On the other hand, the carrot offered to the Belgrade authorities did not become any more enticing. The U.N. Security Council and U.N. Secretary General Kofi Annan publicly assessed the situation in Kosovo following Sept. 11 as unsatisfactory, and said the Serbs and other non-Albanians lack basic safety, calling on Kosovo Albanian leaders to join the struggle against extremism and terrorism, and publicly condemn all sorts of ethnic violence. UNMIK head Hans Haekkerup said he knows nothing about ties between ethnic Albanian extremists and Osama bin Laden. Still, he removed from the ballot candidates Emrush Xhemaili, Gafur Elsani, and Sabit Gashi, three Albanians considered by the U.S. administration a threat to the international community's efforts to advance peace and stability, as well as a potential danger to the military forces of the U.S. and the other countries supporting the peace efforts.

Taking over as KFOR commander, Gen. Thorsten Skiaker said that the international community "will not see Kosovo as it saw it in 1999 – as an oppressed people under a tyrannical regime -- but as people who have frittered away world support through bickering and pettiness of mind." In his view, the events of Sept. 11 have changed the dynamics of world policy, bringing to the forefront a constant need to fight extremism regardless of its ethnic background. "No longer," said Skiaker, "is anyone willing to consider extremists as people whose grievances should be understood."

As far as the approved and/or expected financial assistance to FRY's and Serbia's fragile democracy goes, the first statements from Belgrade caused some concern. Milan Pajevic, the director of the G17 Plus group of experts which authored the new government's economic program, said shortly after the attacks on New York and Washington that it was too early to speak of all their potential consequences, "but if we are pessimistic, we could say that the entire world could experience certain unpredictable, very adverse developments, which would inevitably affect the economy, finances, turning most things from bad to worse." A week later, the former head of G17, Yugoslav Deputy Prime Minister Miroljub Labus, described the perspectives of foreign assistance in somewhat more favorable terms, saying he expected the US$1.3 billion approved by the June donors' conference in Brussels to arrive by the end of the year: "Regardless of all problems in the wake of the New York tragedy, the U.S. administration did not abandon its plan to send US$150 million to Yugoslavia," he said, adding that the future of the country does not hinge on donations, but on direct investment.
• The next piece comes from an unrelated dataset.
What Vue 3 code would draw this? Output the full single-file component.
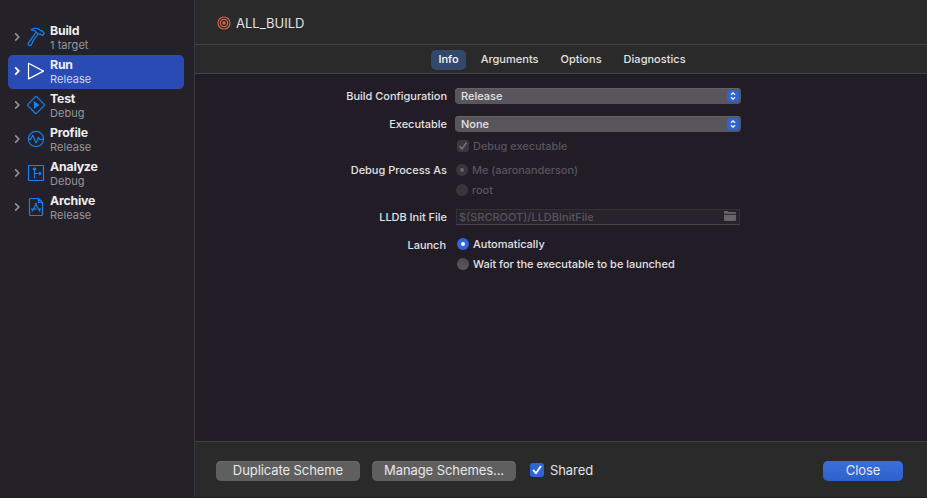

Simultaneous statements from abroad were equally appeasing: "The possible consequences of what has occurred might reflect on the entire world economy and cause some problems in the distribution of donations," said the chief coordinator for the Donors' Conference for Yugoslavia, adding that the key issues remains whether Belgrade "will succeed in making its reform plans work and whether it will make proper decisions, whether privatization will be carried out, the banking system reformed and whether the Parliament will pass decisions on reforms. At this point, all this is more important for Yugoslavia than the events in the U.S." A similar message was sent by the Deputy Assistant Secretary of State for European Affairs, Janet Bough indicating the level of Belgrade's importance in the world-wide drive to ensure support in the anti-terrorism war: "We haven't lost interest. To the contrary: we are ready to continue cooperating and assisting in the political and economic reforms."
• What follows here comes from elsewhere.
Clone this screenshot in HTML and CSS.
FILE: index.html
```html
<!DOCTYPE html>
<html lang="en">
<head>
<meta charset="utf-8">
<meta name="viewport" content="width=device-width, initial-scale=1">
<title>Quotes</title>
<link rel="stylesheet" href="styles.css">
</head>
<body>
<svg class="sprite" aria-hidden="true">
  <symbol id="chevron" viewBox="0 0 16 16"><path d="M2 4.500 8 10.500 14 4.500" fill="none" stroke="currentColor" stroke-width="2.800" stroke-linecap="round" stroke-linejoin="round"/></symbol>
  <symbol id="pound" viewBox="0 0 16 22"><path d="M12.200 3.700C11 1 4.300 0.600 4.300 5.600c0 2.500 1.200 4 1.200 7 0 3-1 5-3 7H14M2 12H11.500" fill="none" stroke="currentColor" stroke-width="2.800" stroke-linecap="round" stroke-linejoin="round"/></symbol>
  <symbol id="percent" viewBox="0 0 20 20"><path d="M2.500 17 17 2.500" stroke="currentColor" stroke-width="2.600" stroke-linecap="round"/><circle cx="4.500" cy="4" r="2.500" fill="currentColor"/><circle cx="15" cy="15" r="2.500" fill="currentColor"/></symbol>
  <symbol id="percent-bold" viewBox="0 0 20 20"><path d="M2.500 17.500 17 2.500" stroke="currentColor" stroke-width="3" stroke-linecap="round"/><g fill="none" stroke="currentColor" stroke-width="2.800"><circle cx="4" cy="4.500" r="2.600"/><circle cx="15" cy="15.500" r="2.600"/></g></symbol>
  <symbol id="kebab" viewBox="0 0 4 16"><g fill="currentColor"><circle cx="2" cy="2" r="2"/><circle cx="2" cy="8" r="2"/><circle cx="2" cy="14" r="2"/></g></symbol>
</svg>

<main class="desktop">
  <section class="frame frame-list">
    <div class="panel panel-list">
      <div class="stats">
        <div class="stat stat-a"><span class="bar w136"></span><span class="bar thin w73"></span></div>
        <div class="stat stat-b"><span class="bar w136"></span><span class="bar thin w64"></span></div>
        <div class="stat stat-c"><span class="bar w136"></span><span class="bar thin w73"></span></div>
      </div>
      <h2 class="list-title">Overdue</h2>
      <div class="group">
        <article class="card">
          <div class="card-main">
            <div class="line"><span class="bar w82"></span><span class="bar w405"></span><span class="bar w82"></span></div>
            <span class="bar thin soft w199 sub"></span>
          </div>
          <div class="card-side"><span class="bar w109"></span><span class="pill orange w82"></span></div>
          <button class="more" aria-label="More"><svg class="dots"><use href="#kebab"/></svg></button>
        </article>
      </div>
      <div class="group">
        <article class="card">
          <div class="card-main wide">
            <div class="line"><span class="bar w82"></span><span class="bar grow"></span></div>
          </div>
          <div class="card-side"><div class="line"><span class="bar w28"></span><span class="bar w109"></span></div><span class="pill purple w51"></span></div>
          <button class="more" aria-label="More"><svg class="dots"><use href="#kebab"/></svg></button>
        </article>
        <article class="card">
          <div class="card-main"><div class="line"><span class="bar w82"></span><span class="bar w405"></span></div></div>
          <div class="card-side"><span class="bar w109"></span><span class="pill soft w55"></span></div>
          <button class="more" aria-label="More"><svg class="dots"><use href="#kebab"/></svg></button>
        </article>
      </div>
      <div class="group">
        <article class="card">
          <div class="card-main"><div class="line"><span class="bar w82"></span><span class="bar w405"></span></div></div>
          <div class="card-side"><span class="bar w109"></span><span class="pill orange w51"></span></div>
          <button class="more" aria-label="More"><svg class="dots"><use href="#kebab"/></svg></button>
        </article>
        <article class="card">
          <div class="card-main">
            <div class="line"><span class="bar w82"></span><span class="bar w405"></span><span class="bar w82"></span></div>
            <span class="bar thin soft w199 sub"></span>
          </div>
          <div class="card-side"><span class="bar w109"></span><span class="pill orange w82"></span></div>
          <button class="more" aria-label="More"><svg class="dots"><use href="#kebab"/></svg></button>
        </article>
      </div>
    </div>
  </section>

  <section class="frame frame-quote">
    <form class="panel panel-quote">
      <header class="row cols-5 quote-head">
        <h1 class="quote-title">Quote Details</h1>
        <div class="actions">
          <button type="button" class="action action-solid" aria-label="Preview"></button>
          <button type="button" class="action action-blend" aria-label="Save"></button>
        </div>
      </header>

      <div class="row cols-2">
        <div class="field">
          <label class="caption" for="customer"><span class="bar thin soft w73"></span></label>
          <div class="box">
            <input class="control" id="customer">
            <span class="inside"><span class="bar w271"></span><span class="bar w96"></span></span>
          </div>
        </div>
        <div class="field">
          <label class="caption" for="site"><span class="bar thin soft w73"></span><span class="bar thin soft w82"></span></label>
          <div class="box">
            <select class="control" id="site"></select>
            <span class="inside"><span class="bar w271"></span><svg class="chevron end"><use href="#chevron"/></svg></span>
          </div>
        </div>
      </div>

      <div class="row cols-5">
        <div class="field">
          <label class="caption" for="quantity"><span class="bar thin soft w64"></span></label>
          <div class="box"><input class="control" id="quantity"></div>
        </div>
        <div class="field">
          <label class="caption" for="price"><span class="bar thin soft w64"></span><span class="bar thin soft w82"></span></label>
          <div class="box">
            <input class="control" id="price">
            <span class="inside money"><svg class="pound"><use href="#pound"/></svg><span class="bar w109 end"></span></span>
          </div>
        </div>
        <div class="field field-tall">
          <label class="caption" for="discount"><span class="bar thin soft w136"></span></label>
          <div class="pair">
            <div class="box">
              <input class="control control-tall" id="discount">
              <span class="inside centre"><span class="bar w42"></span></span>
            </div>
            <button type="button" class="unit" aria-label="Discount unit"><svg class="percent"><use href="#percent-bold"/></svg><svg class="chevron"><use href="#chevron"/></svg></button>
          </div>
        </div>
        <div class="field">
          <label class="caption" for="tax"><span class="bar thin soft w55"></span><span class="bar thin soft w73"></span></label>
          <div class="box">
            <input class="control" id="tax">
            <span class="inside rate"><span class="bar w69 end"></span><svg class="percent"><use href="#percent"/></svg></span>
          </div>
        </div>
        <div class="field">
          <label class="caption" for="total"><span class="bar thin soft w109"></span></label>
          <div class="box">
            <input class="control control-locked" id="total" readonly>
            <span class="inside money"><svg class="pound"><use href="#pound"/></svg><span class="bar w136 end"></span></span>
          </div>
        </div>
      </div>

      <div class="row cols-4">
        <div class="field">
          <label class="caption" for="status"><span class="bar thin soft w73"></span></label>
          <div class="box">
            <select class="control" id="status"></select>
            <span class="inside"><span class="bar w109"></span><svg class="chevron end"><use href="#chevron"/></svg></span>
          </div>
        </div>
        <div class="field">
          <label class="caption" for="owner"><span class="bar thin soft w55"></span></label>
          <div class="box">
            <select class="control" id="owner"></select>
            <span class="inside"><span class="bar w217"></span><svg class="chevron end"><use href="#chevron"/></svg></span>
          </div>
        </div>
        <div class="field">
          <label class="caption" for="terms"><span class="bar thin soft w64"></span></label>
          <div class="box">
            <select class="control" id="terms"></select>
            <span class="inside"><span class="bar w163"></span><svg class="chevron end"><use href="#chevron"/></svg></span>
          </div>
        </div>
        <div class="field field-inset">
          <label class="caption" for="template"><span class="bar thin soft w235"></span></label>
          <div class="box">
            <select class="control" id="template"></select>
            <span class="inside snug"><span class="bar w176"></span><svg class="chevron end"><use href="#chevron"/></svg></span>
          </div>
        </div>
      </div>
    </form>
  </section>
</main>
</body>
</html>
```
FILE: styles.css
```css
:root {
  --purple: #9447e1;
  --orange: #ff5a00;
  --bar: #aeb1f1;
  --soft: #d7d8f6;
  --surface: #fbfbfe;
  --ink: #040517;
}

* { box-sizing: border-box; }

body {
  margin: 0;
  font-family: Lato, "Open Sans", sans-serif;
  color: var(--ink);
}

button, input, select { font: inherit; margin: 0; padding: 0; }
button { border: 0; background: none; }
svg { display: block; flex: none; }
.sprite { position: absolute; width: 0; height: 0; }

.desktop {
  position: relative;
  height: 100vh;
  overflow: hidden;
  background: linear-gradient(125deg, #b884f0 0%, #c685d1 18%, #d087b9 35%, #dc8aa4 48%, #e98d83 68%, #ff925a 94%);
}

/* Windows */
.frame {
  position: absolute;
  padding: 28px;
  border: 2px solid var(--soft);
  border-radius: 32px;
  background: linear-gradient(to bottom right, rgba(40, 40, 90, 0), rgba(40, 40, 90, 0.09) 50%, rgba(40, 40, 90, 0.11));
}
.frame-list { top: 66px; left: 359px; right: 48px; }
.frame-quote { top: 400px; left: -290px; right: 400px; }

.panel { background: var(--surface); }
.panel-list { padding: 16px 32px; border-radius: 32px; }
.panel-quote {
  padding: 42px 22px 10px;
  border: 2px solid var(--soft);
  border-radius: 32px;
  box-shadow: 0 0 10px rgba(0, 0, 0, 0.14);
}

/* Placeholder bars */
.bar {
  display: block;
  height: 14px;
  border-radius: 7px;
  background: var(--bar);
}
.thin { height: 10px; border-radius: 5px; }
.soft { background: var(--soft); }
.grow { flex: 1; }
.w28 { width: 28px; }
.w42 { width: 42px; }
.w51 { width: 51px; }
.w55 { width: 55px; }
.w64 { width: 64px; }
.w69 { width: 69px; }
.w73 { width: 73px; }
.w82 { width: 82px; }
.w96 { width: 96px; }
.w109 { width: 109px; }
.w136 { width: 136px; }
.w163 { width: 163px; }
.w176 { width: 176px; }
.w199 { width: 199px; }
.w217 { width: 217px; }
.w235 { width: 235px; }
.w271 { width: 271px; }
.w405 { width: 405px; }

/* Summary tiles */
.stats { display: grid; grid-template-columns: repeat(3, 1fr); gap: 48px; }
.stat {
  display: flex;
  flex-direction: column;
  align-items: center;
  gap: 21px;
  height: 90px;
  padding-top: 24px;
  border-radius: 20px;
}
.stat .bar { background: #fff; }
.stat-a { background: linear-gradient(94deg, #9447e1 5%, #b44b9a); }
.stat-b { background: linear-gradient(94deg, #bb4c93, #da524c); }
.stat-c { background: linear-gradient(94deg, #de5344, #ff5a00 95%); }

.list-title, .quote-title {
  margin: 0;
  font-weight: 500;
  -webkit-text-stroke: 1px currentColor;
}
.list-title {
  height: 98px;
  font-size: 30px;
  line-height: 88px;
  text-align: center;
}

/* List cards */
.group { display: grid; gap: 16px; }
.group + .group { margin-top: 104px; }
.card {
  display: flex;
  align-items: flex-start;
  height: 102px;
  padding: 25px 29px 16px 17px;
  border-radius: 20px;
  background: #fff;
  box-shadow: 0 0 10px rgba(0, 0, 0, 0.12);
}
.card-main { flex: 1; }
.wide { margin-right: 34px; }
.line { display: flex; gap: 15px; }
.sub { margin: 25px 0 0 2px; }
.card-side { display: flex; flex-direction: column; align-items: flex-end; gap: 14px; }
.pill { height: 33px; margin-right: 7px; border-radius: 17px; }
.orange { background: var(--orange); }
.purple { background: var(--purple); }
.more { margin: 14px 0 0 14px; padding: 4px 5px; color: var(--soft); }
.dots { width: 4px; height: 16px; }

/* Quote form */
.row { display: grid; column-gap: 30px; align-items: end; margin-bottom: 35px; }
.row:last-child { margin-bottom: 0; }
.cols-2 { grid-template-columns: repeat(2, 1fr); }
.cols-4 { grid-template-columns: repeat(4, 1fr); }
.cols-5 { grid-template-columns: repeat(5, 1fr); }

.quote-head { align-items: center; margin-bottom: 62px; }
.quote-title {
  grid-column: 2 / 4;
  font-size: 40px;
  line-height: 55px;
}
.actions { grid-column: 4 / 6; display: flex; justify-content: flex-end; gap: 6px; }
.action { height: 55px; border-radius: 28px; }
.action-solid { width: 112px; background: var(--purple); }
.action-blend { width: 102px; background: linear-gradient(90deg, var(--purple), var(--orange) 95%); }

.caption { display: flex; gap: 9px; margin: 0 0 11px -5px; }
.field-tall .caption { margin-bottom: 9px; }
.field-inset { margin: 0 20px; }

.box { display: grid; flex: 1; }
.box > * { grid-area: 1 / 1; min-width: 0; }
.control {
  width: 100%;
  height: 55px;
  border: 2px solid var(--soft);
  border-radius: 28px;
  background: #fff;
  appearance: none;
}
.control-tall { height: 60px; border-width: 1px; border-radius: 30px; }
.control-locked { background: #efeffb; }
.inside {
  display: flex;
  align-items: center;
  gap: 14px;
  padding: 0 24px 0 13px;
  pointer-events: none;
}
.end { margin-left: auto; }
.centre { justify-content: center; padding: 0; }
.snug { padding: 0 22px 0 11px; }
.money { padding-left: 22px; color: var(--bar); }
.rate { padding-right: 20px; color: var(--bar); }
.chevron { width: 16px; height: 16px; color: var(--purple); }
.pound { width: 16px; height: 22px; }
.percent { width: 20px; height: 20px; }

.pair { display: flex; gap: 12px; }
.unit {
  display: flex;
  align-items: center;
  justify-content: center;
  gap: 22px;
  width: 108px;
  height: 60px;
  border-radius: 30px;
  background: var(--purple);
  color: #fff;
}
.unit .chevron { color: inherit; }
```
The Belgrade media paid great attention, without commenting, to the Sunday Times interview by the new U.S. ambassador to London, William Farris. Farris said that the U.S. administration plans an important and long-range increase of its military presence in the Balkans, which it sees as a potential buffer zone to the terrorist threat from the East." Needless to say, this is a radical change, probably prompted by the Sept. 11 attack. Instead, therefore, of withdrawing from Bosnia, Kosovo, and Macedonia, NATO will strengthen its presence in the region, turning the Balkans into its training ground and an operational zone. Lord Russell Johnston, the Chairman of the Parliamentary Assembly of the Council of Europe, expressed Europe's stance -- or one of its stances -- by saying that "in a global campaign of suppressing terrorism the same standards should be applied regardless of whether Afghanistan, Kosovo or Macedonia are in question." He added, however, that he has no information on the links between the Kosovo Liberation Army and Osama bin Laden. The former NATO spokesman and current director of the NATO Information Sector, Jamie Shea, told the Ljubljana Delo newspaper that "because of Afghanistan we cannot let the Balkans slip out of our hands and risk having a new Afghanistan move into our front yard."

It is equally difficult to estimate what effect this mixture of differing views and statements will produce in Yugoslavia, or in Serbia, as it is to try to predict how long "the first war in the 21st century" will last. Serbian Justice Minister Vladan Batic once more urged the Hague Tribunal Chief Prosecutor Carla del Ponte to arrest Hashim Thaci, Ramush Haradinaj, and Agim Ceku because "it is clear to everyone" that they are war criminals, and "after the events in America you are even more obliged to do so, because what is at stake now is not Kosovo and Metohija, or the Hague Tribunal, but the future of the international struggle against terrorism." Ibrahim Rugova labelled Covic's statements on the terrorists in Kosovo and Metohija "Serb propaganda," which was slightly softer than his earlier views of Belgrade's diplomatic activity as "a new occupation of Kosovo." In his note of congratulations to Yugoslav President Vojislav Kostunica, sent on the occasion of the first anniversary of Milosevic's overthrow, U.S. President George W. Bush expressed expectations of Yugoslav cooperation in the struggle against terrorism. In a note sent simultaneously to Serbian Premier Zoran Djindjic, Bush added that Milosevic's extradition to the Hague court "will forever be an inspiration to all of us." Faced with the turbulent history of labor strikes, and an even more adversarial labor force in the future – in the conditions of stagnation or backsliding in production, and growing popular dissatisfaction -- Zoran Djindjic told the London Daily Telegraph he was disappointed with the West which had promised a much greater economic assistance: "Two years ago Madeleine Albright promised us two billion dollars if we toppled Milosevic, and so far we have received hardly US$100 million." End of report.